The nitrilase superfamily, which includes amidases, are thiol enzymes that catalyze the hydrolysis and condensation of non-peptide, carbon-nitrogen linkages. The mechanism of action of these enzymes remains unknown – but substantial insight has been gained from our studies of the closely related amidases. All the enzymes have a structurally conserved active site grouping comprising two glutamates, a lysine, and a cysteine. All postulated mechanisms involve covalent modification of the cysteine. Such covalently modified amino acids cannot be modelled by the best available modelling tools used in the field. I have developed a procedure that enables optimization of these amino acids using the Interactive Structure Optimization by Local Direct Exploration (ISOLDE) package incorporated in UCSF ChimeraX. In addition to coordinates that conventional docking programs rely on, ISOLDE employs electron density to minimize protein structures. Application of my protocols to the nitrilases has afforded substantial insight that potentially eliminates some mechanistic proposals.

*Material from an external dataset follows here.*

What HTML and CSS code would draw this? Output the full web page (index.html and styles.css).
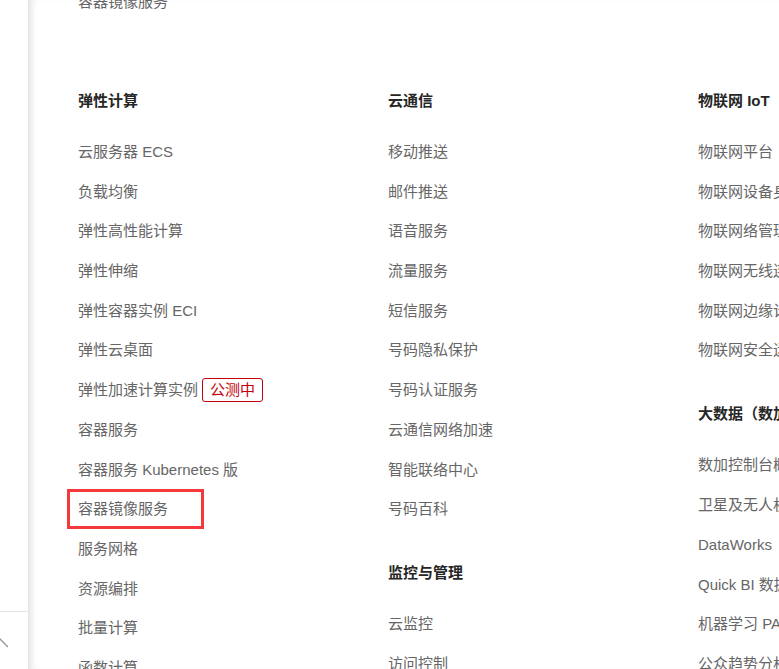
FILE: index.html
```html
<!DOCTYPE html>
<html lang="zh-CN">
<head>
<meta charset="utf-8">
<title>产品</title>
<link rel="stylesheet" href="styles.css">
</head>
<body>
<div class="page">
  <aside class="sidebar">
    <div class="side-top"></div>
    <div class="side-bottom">
      <svg class="chev" width="16" height="10" viewBox="0 0 16 10"><path d="M0 9 L8 1 L16 9" fill="none" stroke="#9a9a9a" stroke-width="1.4"/></svg>
    </div>
  </aside>
  <main class="main">
    <div class="columns">
      <div class="col">
        <div class="prev">容器镜像服务</div>
        <section class="sec">
          <h3 class="head">弹性计算</h3>
          <ul class="list">
            <li class="item">云服务器 ECS</li>
            <li class="item">负载均衡</li>
            <li class="item">弹性高性能计算</li>
            <li class="item">弹性伸缩</li>
            <li class="item">弹性容器实例 ECI</li>
            <li class="item">弹性云桌面</li>
            <li class="item">弹性加速计算实例<span class="badge">公测中</span></li>
            <li class="item">容器服务</li>
            <li class="item">容器服务 Kubernetes 版</li>
            <li class="item marked">容器镜像服务</li>
            <li class="item">服务网格</li>
            <li class="item">资源编排</li>
            <li class="item">批量计算</li>
            <li class="item">函数计算</li>
          </ul>
        </section>
      </div>
      <div class="col">
        <div class="prev"></div>
        <section class="sec">
          <h3 class="head">云通信</h3>
          <ul class="list">
            <li class="item">移动推送</li>
            <li class="item">邮件推送</li>
            <li class="item">语音服务</li>
            <li class="item">流量服务</li>
            <li class="item">短信服务</li>
            <li class="item">号码隐私保护</li>
            <li class="item">号码认证服务</li>
            <li class="item">云通信网络加速</li>
            <li class="item">智能联络中心</li>
            <li class="item">号码百科</li>
          </ul>
        </section>
        <section class="sec">
          <h3 class="head">监控与管理</h3>
          <ul class="list">
            <li class="item">云监控</li>
            <li class="item">访问控制</li>
          </ul>
        </section>
      </div>
      <div class="col">
        <div class="prev"></div>
        <section class="sec">
          <h3 class="head">物联网 IoT</h3>
          <ul class="list">
            <li class="item">物联网平台</li>
            <li class="item">物联网设备身份认证</li>
            <li class="item">物联网络管理平台</li>
            <li class="item">物联网无线连接服务</li>
            <li class="item">物联网边缘计算</li>
            <li class="item">物联网安全运营中心</li>
          </ul>
        </section>
        <section class="sec">
          <h3 class="head">大数据（数加）</h3>
          <ul class="list">
            <li class="item">数加控制台概览</li>
            <li class="item">卫星及无人机遥感</li>
            <li class="item">DataWorks</li>
            <li class="item">Quick BI 数据可视化分析</li>
            <li class="item">机器学习 PAI</li>
            <li class="item">公众趋势分析</li>
          </ul>
        </section>
      </div>
    </div>
  </main>
</div>
</body>
</html>
```

FILE: styles.css
```css
html, body {
  margin: 0;
  padding: 0;
  height: 100%;
  overflow: hidden;
  background: #fff;
}
body {
  font-family: "Liberation Sans", "Noto Sans CJK SC", sans-serif;
  font-size: 15px;
}
.page {
  display: flex;
  height: 669px;
  width: 779px;
  overflow: hidden;
}
.sidebar {
  width: 28px;
  flex: none;
  display: flex;
  flex-direction: column;
  background: #fff;
}
.side-top {
  height: 611px;
  border-bottom: 1px solid #e2e2e2;
}
.side-bottom {
  padding-top: 26px;
}
.chev {
  display: block;
  margin-left: -8px;
}
.main {
  flex: 1;
  min-width: 0;
  padding-left: 50px;
  box-shadow: inset 8px 0 8px -6px #d9d9d9;
  overflow: hidden;
}
.columns {
  display: flex;
  margin-top: -8px;
}
.col {
  width: 310px;
  flex: none;
  display: flex;
  flex-direction: column;
  gap: 44px;
}
.prev {
  height: 20px;
  line-height: 20px;
  color: #666;
  margin-bottom: 35px;
  white-space: nowrap;
}
.head {
  margin: 0 0 31px;
  height: 20px;
  line-height: 20px;
  font-size: 15px;
  font-weight: bold;
  color: #262626;
  white-space: nowrap;
}
.list {
  list-style: none;
  margin: 0;
  padding: 0;
  display: flex;
  flex-direction: column;
  gap: 19.7px;
}
.item {
  height: 20px;
  line-height: 20px;
  color: #666;
  white-space: nowrap;
  display: flex;
  align-items: center;
}
.badge {
  margin-left: 4px;
  height: 22px;
  line-height: 22px;
  padding: 0 7px;
  border: 1px solid #c4000a;
  border-radius: 3px;
  color: #c4000a;
}
.marked {
  position: relative;
}
.marked::after {
  content: "";
  position: absolute;
  left: -11px;
  top: -10px;
  width: 131px;
  height: 34px;
  border: 3px solid #f5383b;
}
```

Modelling the covalent intermediates of the nitrilase superfamily
Abstract
Speaker
Dr Dewald P. van Heerden
University of Cape Town (Dept of Integrative Biomedical Sciences)
About
Dewald P. van Heerden completed his PhD in 2020 under the supervision of Leonard Barbour at the University of Stellenbosch with the project titled Computational Assessment and Visualization of Guest Inclusion in Porous Crystalline Materials. Soon thereafter, he joined the Structural Biology Research Unit at the University of Cape Town as a postdoctoral research fellow under the mentorship of Trevor Sewell. His current research interests are focused on the computational elucidation of the reaction mechanisms of the nitrilase superfamily.